The comments backfired. To the Iranian regime, Trump’s and Israel’s remarks were a national humiliation. Instead of caving, it responded with defiance, discarding the former supreme leader’s long-held opposition to hereditary rule by promptly electing Mojtaba.

STATE OF EMERGENCY

Mojtaba’s appointment was not strictly a reaction to perceived indignities at the hands of Israel and the United States. Competition over the succession had been simmering for years. Reformists and moderates, led by former Iranian Presidents Mohammad Khatami and Hassan Rouhani, have long demanded structural reforms in domestic and foreign policy. They viewed Mojtaba as the embodiment of continued hardline policies at home and abroad, incapable of forging national consensus and unwilling to agitate for meaningful change.

But Mojtaba had the support of principalists led by the influential hard-liner Saeed Jalili, IRGC commanders, Basij leaders, and top security officials (though not necessarily their rank and file). And in the chaotic aftermath of Khamenei’s assassination, these hard-liners, particularly the IRGC, had unparalleled access to the Assembly of Experts, many of whose members rely on the Revolutionary Guards for personal protection and security. Their opponents tried to negate this influence; in the days after Khamenei’s death, the Reformist Front, a coalition of reformist parties and groups, issued statements demanding the selection of a supreme leader with broad appeal, and the National Development Party of Islamic Iran argued that “by choosing a comprehensive, all-encompassing figure who is aware of global relations and committed to national interests and the public good, [the Assembly of Experts] can pave the way for national unity and solidarity to overcome the current crisis.” But lacking comparable personal relationships with the assembly’s influential members—and thus direct access to the mechanisms of power—they had no way to more directly convey their views and lobby assembly members.

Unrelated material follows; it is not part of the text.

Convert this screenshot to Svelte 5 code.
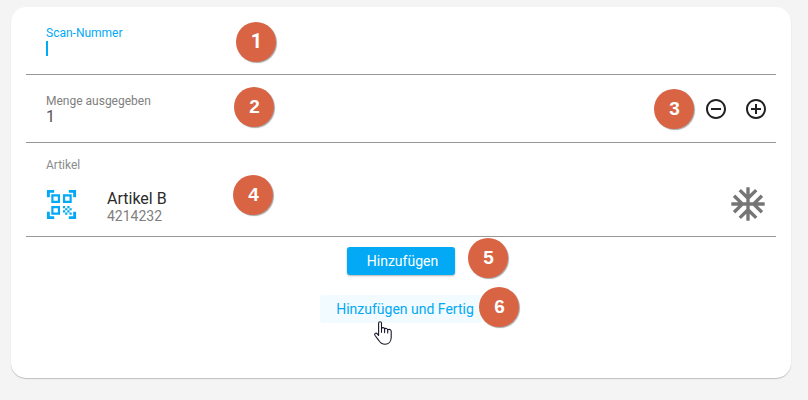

Had the succession process taken place under normal circumstances, Mojtaba’s selection likely would have provoked widespread protests. Iranian civil society, reformists led by Khatami, and moderates led by Rouhani would have objected that Mojtaba represented a return to monarchy. They would have fought back rather than consigning Iran to continued irrational, repressive, and self-destructive policies. Although protests would likely not have swayed the loyalist-dominated Assembly of Experts or blocked Mojtaba’s ascension, they would have created enormous problems for the regime. If the results of the 2024 presidential election are any indication, the regime would have faced a major crisis by installing a leader who represents a politics opposed by, at a minimum, 75 percent of society.

The strikes and ensuing war, however, have kept moderate elites in check and closed down any space for public dissent. Hard-liners have been able to proceed unimpeded, turning a succession process designed to select for the candidate with the highest jurisprudential qualifications into a desperate (and likely successful) attempt to rally support for a beleaguered regime. The overriding political priority is preserving Iran’s territorial integrity and national existence; all other issues are secondary.

LIKE FATHER, LIKE SON

Mojtaba, who emerged from the Israeli strikes injured, is likely to follow in his father’s footsteps as a leader. With an additional wartime mandate, he may focus on internal security by further empowering the IRGC, tightening the regime’s control over media and the Internet, and redoubling efforts to suppress dissent and stifle efforts at reform. And he will continue Tehran’s aggressive foreign policy. In what was ostensibly his first statement as supreme leader, Mojtaba threatened to continue attacking U.S. bases in the Middle East, vowed to keep the Strait of Hormuz closed, and called on Iran’s proxies to join the war effort.

Trump or Israeli officials, of course, may eventually make good on their threats and attempt to assassinate Mojtaba. But just as killing his father did not spark an uprising against the regime or trigger its collapse, the departure of Mojtaba would do little to accomplish any U.S. or Israeli war aims. If anything, it would likely strengthen the regime’s base of religious support, cause the country’s military leaders to double down on the war, and reverberate in Shiite communities across the Muslim world. Shiites would see it as another example of their persecution by foreign powers—a narrative that dates back to the sixth-century Umayyad dynasty.

Even if the United States and Israel pursue a maximalist strategy of decapitation, hoping that the regime eventually runs out of replacements, detailed succession planning and the IRGC’s decentralized structure provide enough redundancy to prevent the collapse of the Iranian state. A scenario in which the IRGC decides to dispense with velayat-e faqih entirely and assumes total control of the government, transitioning the country to a military dictatorship that discards the clerical façade but retains authoritarian power, is plausible.

However the internal and external power struggles unfold, none of their leading participants are capable of resolving Iran’s problems. Neither Mojtaba’s leadership nor violent U.S. and Israeli attempts at regime change will improve the lives of ordinary Iranians. Only Iranians themselves can lead the transition toward a secular republic committed to freedom, human rights, and justice. In the meantime, they will continue to suffer—under a repressive regime on the one hand and bombardment on the other.